__Exercise__. Copy the data exactly; pictures stay out of the copy.

__Given data__.
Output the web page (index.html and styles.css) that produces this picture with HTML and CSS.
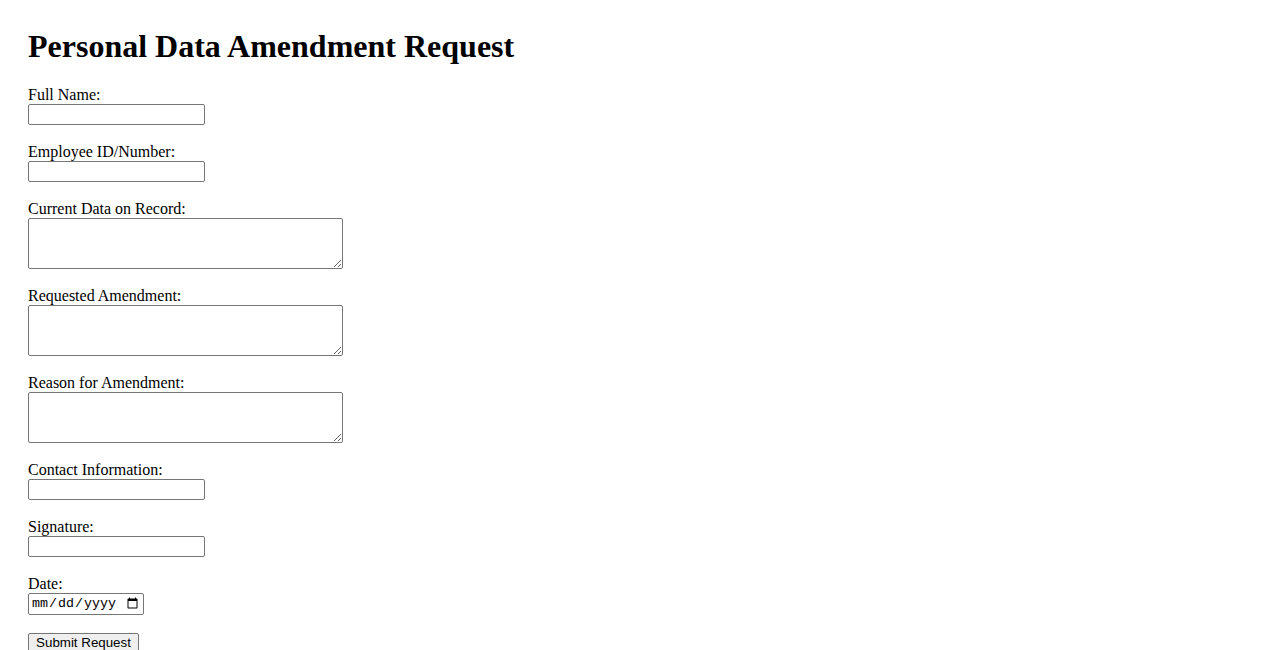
FILE: index.html
```html
<!DOCTYPE html>
<html>
<head>
<meta charset="utf-8">
<title>Personal Data Amendment Request</title>
<link rel="stylesheet" href="styles.css">
</head>
<body>
<h1 class="title">Personal Data Amendment Request</h1>
<form class="form">
  <div class="field">
    <label class="label" for="name">Full Name:</label>
    <input class="text-input" type="text" id="name">
  </div>
  <div class="field">
    <label class="label" for="emp">Employee ID/Number:</label>
    <input class="text-input" type="text" id="emp">
  </div>
  <div class="field">
    <label class="label" for="current">Current Data on Record:</label>
    <textarea class="area" id="current"></textarea>
  </div>
  <div class="field">
    <label class="label" for="requested">Requested Amendment:</label>
    <textarea class="area" id="requested"></textarea>
  </div>
  <div class="field">
    <label class="label" for="reason">Reason for Amendment:</label>
    <textarea class="area" id="reason"></textarea>
  </div>
  <div class="field">
    <label class="label" for="contact">Contact Information:</label>
    <input class="text-input" type="text" id="contact">
  </div>
  <div class="field">
    <label class="label" for="sig">Signature:</label>
    <input class="text-input" type="text" id="sig">
  </div>
  <div class="field">
    <label class="label" for="date">Date:</label>
    <input class="date-input" type="date" id="date">
  </div>
  <button class="submit" type="submit">Submit Request</button>
</form>
</body>
</html>
```
FILE: styles.css
```css
html {
  background: #fff;
}
body {
  margin: 8px;
  padding: 0 20px;
  font-family: "Liberation Serif", "Times New Roman", serif;
  font-size: 16px;
  color: #000;
}
.title {
  font-size: 32px;
  font-weight: bold;
  margin: 20px 0 21px;
  line-height: 37px;
}
.form {
  margin: 0;
}
.field {
  margin-bottom: 18px;
}
.label {
  display: block;
  line-height: 18px;
}
.text-input {
  display: block;
  box-sizing: border-box;
  width: 177px;
  height: 21px;
  margin: 0;
  padding: 1px 2px;
  border: 1px solid #767676;
  border-radius: 2px;
  font-family: "Liberation Sans", Arial, sans-serif;
  font-size: 13.33px;
}
.area {
  display: block;
  box-sizing: border-box;
  width: 315px;
  height: 51px;
  margin: 0;
  padding: 2px;
  border: 1px solid #767676;
  border-radius: 2px;
  font-family: "Liberation Mono", monospace;
  font-size: 13.33px;
}
.date-input {
  display: block;
  box-sizing: border-box;
  width: 116px;
  height: 22px;
  margin: 0;
  padding: 1px 2px;
  border: 1px solid #767676;
  border-radius: 2px;
  font-family: "Liberation Mono", monospace;
  font-size: 13.33px;
}
.submit {
  display: block;
  box-sizing: border-box;
  width: 111px;
  height: 22px;
  margin: 0;
  padding: 0 6px 2px;
  border: 1px solid #767676;
  border-radius: 2px;
  background: #efefef;
  font-family: "Liberation Sans", Arial, sans-serif;
  font-size: 13.33px;
  line-height: 18px;
  color: #000;
}
```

__Result__.
Output the web page (index.html and styles.css) that produces this picture with HTML and CSS.
FILE: index.html
```html
<!DOCTYPE html>
<html>
<head>
<meta charset="utf-8">
<title>Personal Data Amendment Request</title>
<link rel="stylesheet" href="styles.css">
</head>
<body>
<h1 class="title">Personal Data Amendment Request</h1>
<form class="form">
  <div class="field">
    <label class="label" for="name">Full Name:</label>
    <input class="text-input" type="text" id="name">
  </div>
  <div class="field">
    <label class="label" for="emp">Employee ID/Number:</label>
    <input class="text-input" type="text" id="emp">
  </div>
  <div class="field">
    <label class="label" for="current">Current Data on Record:</label>
    <textarea class="area" id="current"></textarea>
  </div>
  <div class="field">
    <label class="label" for="requested">Requested Amendment:</label>
    <textarea class="area" id="requested"></textarea>
  </div>
  <div class="field">
    <label class="label" for="reason">Reason for Amendment:</label>
    <textarea class="area" id="reason"></textarea>
  </div>
  <div class="field">
    <label class="label" for="contact">Contact Information:</label>
    <input class="text-input" type="text" id="contact">
  </div>
  <div class="field">
    <label class="label" for="sig">Signature:</label>
    <input class="text-input" type="text" id="sig">
  </div>
  <div class="field">
    <label class="label" for="date">Date:</label>
    <input class="date-input" type="date" id="date">
  </div>
  <button class="submit" type="submit">Submit Request</button>
</form>
</body>
</html>
```
FILE: styles.css
```css
html {
  background: #fff;
}
body {
  margin: 8px;
  padding: 0 20px;
  font-family: "Liberation Serif", "Times New Roman", serif;
  font-size: 16px;
  color: #000;
}
.title {
  font-size: 32px;
  font-weight: bold;
  margin: 20px 0 21px;
  line-height: 37px;
}
.form {
  margin: 0;
}
.field {
  margin-bottom: 18px;
}
.label {
  display: block;
  line-height: 18px;
}
.text-input {
  display: block;
  box-sizing: border-box;
  width: 177px;
  height: 21px;
  margin: 0;
  padding: 1px 2px;
  border: 1px solid #767676;
  border-radius: 2px;
  font-family: "Liberation Sans", Arial, sans-serif;
  font-size: 13.33px;
}
.area {
  display: block;
  box-sizing: border-box;
  width: 315px;
  height: 51px;
  margin: 0;
  padding: 2px;
  border: 1px solid #767676;
  border-radius: 2px;
  font-family: "Liberation Mono", monospace;
  font-size: 13.33px;
}
.date-input {
  display: block;
  box-sizing: border-box;
  width: 116px;
  height: 22px;
  margin: 0;
  padding: 1px 2px;
  border: 1px solid #767676;
  border-radius: 2px;
  font-family: "Liberation Mono", monospace;
  font-size: 13.33px;
}
.submit {
  display: block;
  box-sizing: border-box;
  width: 111px;
  height: 22px;
  margin: 0;
  padding: 0 6px 2px;
  border: 1px solid #767676;
  border-radius: 2px;
  background: #efefef;
  font-family: "Liberation Sans", Arial, sans-serif;
  font-size: 13.33px;
  line-height: 18px;
  color: #000;
}
```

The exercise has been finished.